12. Anthony Meo – RHP (12)
Much like with Andrew Chafin, the Diamondbacks were aggressive with Meo in 2012. He started 25 games for High-A Visalia and finished with a 4.11 ERA and solid rate stats. Meo’s fastball still sits in the 92-94 range and his slider continues to show plus potential. His strike-throwing ability is becoming more of a concern and some scouts raised questions about his long-term durability due to his slight frame. He still looks like a reliever to me and he could help at the back end of games if the D’Backs pull the trigger and change his role.
13. David Holmberg – LHP (8)
With so much high-end pitching at the upper levels of the Diamondbacks system, Holmberg can be overlooked at times. His fastball sits in the average range though he can dial it up to 93 when he needs a little more on his four-seamer. Holmberg’s other standout traits are his change-up and command, both of which will earn plus grades. Without a quality breaking ball that can generate swings and misses, Holmberg’s profile stops at the back of a rotation and he could be big-league ready by the end of 2013.

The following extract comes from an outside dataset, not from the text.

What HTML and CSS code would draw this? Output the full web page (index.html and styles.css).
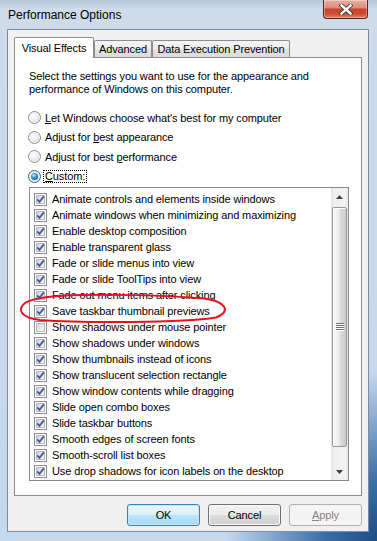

14. Keon Broxton – OF (15)
My love of extreme athletes with plenty of tools caused me to slot Broxton at the back end of this list last year. That proved a solid decision as he made some strides while repeating High-A. With plus speed, Broxton could steal 20+ bases annually and play quality defense in center field. He was more aggressive at the plate in 2012 and that led to fewer walks but did result in more in-game power. Broxton has the tools of an above-average regular and the risk profile that comes with raw athletes that are trying to tap into those tools.
15. Jose Munoz – 3B (NR)
Taken in the second round last summer, Munoz has prototypical tools to fit at the hot corner long time. His power potential is very intriguing and while scouts are split on his ability to hit long term, there is enough ability there to dream. He profiles well at third base with good arm strength and decent hands. He won’t stand out defensively, but he should hold his own. Munoz is going to take a long time to develop and may have a rough adjustment period in pro ball, but that doesn’t mean he lacks potential.